Dirk Nowitzki erschien im Trainingsanzug, als sich die Spieler der deutschen Basketball-Nationalmannschaft gestern Abend in einem Nebenraum der Max-Schmeling-Halle zu ihrem letzten Vorbereitungsabschnitt auf die bevorstehende WM in Indianapolis (29. August bis 8. September) versammelte. Beim Übungsprogramm von Bundestrainer Henrik Dettmann war der NBA-Star von den Dallas Mavericks allerdings zum Zuschauen gezwungen. Nicht etwa auf Grund der Nachwirkungen seiner Fußoperation Ende Mai, die ihn wochenlang außer Gefecht setzte. «Es gibt noch immer Unklarheiten wegen der Versicherung», erklärte der 24 Jahre alte Franke, auf dessen Schultern bei der WM die Hoffnungen des deutschen Teams ruhen sollten.
Am Samstag meldete sich Mark Cuban, Boss von Nowitzkis Arbeitgeber Dallas Mavericks, bei den Verantwortlichen des Deutschen Basketball Bundes (DBB), und untersagte den Einsatz seines Angestellten bei Spiel und Training, ebenso wie den des im vergangenen Jahr eingebürgerten Deutsch-Amerikaners Shawn Bradley. «So lange die Versicherungsfrage nicht vollständig geklärt ist, kann keiner unserer Jungs bei der WM spielen», erklärte Cuban gegenüber der «Dallas Morning News».
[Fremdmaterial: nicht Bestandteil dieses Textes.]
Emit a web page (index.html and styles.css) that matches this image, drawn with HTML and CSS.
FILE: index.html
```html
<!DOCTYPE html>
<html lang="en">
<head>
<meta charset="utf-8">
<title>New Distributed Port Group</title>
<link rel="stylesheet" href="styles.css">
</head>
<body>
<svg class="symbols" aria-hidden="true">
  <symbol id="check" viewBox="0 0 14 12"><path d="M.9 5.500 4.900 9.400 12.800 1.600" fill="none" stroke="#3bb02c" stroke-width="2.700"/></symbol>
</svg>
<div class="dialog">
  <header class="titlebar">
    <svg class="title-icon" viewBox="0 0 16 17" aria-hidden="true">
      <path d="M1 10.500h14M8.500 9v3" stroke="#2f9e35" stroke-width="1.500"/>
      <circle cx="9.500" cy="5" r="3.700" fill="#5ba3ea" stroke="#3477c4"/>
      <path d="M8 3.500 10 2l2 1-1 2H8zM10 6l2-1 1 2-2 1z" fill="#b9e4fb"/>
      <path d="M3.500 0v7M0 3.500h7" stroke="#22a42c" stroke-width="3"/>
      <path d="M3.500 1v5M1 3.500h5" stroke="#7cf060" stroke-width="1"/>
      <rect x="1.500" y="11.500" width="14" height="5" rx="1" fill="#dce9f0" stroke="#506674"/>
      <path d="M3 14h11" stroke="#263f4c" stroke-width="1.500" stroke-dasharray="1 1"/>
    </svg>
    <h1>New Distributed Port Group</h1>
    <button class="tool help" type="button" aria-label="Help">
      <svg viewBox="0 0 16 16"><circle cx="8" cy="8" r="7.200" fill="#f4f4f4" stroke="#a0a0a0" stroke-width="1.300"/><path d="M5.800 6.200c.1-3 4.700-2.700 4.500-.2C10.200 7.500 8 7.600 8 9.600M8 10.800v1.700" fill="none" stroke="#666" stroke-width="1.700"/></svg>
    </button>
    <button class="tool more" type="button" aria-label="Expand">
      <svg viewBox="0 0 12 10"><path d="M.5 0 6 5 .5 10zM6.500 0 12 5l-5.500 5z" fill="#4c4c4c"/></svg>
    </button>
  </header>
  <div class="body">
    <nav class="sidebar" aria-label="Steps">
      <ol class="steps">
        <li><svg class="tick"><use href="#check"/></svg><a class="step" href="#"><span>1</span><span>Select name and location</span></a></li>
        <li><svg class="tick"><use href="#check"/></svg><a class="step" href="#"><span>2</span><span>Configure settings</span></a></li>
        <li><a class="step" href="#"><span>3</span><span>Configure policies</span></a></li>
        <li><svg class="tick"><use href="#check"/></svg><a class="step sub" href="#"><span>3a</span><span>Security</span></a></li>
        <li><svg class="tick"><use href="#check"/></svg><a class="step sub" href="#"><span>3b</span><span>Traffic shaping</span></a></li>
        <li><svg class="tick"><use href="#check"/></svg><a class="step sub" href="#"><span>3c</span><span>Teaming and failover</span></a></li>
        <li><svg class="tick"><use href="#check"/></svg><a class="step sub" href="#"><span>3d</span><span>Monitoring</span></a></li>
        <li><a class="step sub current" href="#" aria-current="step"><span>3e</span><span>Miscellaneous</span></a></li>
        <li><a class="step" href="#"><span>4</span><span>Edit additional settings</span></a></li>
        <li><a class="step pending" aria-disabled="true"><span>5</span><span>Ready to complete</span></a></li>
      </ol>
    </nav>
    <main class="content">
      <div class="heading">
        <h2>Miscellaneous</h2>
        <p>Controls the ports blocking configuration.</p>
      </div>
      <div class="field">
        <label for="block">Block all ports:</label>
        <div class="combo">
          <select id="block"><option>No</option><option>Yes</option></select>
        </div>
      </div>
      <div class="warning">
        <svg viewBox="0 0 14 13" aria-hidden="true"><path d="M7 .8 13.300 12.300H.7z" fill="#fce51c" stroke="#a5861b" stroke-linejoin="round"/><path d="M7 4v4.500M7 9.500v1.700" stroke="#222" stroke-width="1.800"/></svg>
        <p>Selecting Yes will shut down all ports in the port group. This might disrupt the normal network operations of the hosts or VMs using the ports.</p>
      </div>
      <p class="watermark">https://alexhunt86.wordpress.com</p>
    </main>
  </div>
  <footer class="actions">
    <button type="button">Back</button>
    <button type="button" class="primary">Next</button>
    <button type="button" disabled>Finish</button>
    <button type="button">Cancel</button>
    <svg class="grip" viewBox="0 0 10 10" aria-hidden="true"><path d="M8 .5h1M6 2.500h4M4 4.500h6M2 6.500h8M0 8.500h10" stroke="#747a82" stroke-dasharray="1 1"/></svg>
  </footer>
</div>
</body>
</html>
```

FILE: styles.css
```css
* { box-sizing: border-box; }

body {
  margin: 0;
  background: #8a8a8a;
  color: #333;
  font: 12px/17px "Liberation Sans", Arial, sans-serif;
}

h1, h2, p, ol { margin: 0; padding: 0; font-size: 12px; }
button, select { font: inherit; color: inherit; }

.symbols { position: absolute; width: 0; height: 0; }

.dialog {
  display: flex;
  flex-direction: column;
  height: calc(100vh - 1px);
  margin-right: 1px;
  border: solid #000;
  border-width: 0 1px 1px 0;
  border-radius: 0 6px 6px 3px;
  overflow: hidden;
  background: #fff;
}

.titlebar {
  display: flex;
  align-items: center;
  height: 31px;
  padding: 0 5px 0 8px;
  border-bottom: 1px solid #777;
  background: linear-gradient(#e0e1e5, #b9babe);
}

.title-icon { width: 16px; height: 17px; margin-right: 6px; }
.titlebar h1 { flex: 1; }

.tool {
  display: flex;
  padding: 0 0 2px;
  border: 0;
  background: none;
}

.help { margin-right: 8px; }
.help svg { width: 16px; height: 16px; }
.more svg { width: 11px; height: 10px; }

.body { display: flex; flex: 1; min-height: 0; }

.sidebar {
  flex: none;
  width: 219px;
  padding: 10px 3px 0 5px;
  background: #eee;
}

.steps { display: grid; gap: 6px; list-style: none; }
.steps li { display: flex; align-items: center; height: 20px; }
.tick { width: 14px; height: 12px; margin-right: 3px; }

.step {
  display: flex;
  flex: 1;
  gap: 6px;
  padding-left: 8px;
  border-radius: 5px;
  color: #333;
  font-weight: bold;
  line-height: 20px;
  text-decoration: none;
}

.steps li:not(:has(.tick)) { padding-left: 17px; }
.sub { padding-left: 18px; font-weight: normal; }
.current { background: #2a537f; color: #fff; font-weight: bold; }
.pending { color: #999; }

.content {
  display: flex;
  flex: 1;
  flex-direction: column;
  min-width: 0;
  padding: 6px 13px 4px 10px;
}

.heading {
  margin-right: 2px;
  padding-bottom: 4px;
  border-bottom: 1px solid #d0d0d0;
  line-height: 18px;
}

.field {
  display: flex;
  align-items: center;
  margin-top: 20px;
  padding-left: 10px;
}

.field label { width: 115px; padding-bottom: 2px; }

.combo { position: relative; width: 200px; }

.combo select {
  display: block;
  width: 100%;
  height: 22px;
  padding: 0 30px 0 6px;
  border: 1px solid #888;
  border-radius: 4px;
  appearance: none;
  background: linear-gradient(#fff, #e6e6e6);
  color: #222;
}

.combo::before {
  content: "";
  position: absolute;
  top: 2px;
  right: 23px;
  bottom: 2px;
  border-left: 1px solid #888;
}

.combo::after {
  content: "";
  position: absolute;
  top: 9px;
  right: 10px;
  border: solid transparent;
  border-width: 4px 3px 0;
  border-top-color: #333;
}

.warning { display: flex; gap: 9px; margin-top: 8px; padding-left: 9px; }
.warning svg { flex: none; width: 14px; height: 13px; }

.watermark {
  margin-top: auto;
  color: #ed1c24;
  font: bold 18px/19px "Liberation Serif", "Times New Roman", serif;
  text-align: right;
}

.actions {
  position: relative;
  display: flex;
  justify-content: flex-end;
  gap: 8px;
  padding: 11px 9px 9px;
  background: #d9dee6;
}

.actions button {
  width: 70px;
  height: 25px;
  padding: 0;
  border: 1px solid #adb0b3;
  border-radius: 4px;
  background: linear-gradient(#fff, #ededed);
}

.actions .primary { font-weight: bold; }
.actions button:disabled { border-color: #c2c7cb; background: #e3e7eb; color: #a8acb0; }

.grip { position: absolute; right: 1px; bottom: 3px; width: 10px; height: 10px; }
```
Neben den beiden Deutschen wären auch die US-Amerikaner Finley und LaFrentz sowie der Kanadier Nash vom WM-Ausschluss betroffen. Cuban ist der Meinung, dass es keine adäquate finanzielle Absicherung für seinen Klub gebe, sollte sich einer der Spieler bei den Titelkämpfen verletzen.
Das sieht man beim DBB anders. «Wir haben zwei Monate Tag und Nacht gearbeitet, um Dirks WM-Teilnahme sicherzustellen», sagt Sportdirektor Wolfgang Brenscheidt. «Wir haben ein medizinisches Gutachten vorgelegt, das bestätigt, dass seine Verletzung ausgeheilt ist. Und wir haben versicherungstechnisch alle Auflagen erfüllt.» Man sei jetzt «nicht mehr Herr des Geschehens» und müsse abwarten, erklärte DBB-Präsident Roland Geggus. Für 200 000 Euro schloss der Verband beim Hamburger Makler Marine Assekuranz eine Versicherung in Höhe von einem Jahresgehalt Nowitzkis (rund 13 Millionen Euro) ab.
Cuban ist die Summe jedoch zu gering. Er beruft sich auf eine 15 Jahre alte Vereinbarung zwischen NBA und Klubbesitzern und verlangt für alle WM-Starter seines Klubs einen Versicherungsschutz für den Fall langfristiger Verletzungen oder gar der Sport-Invalidität - im Fall Nowitzki wären dies rund 79 Millionen Euro bis Vertragsende im Jahr 2008. Cuban: «Es kann nicht sein, dass das Restrisiko an mir hängenbleibt.»
Bundestrainer Dettmann hat angesichts der Sachlage längst den Überblick verloren. Er sagt: «Das ist Sportpolitik und nicht mehr mein Aufgabenbereich.» Sportdirektor Brenscheidt vermutet, dass der DBB als Spielball der Interessen missbraucht wird: «Da geht es längst nicht mehr um Dirk Nowitzki, das Ganze ist ein Konflikt zwischen Cuban und der NBA.»
Die Liga und der exzentrische Mavericks-Boss liegen seit langem im Clinch. Bereits mehr als eine Million Dollar musste der Selfmade-Milliardär, der seinen Reichtum aus dem Internet-Geschäft schöpfte, an Strafen bezahlen, weil er NBA-Verantwortliche beleidigte oder nach strittigen Schiedsrichter-Entscheidungen von seinem Logenplatz in der Halle einfach aufs Spielfeld stürmte.
«Es brodelt drüben», sagt Brenscheidt. «Cuban hat mittlerweile andere Klub-Besitzer auf die vermeintliche Versicherungslücke hingewiesen. Momentan ist die WM-Teilnahme aller NBA-Spieler ungewiss.»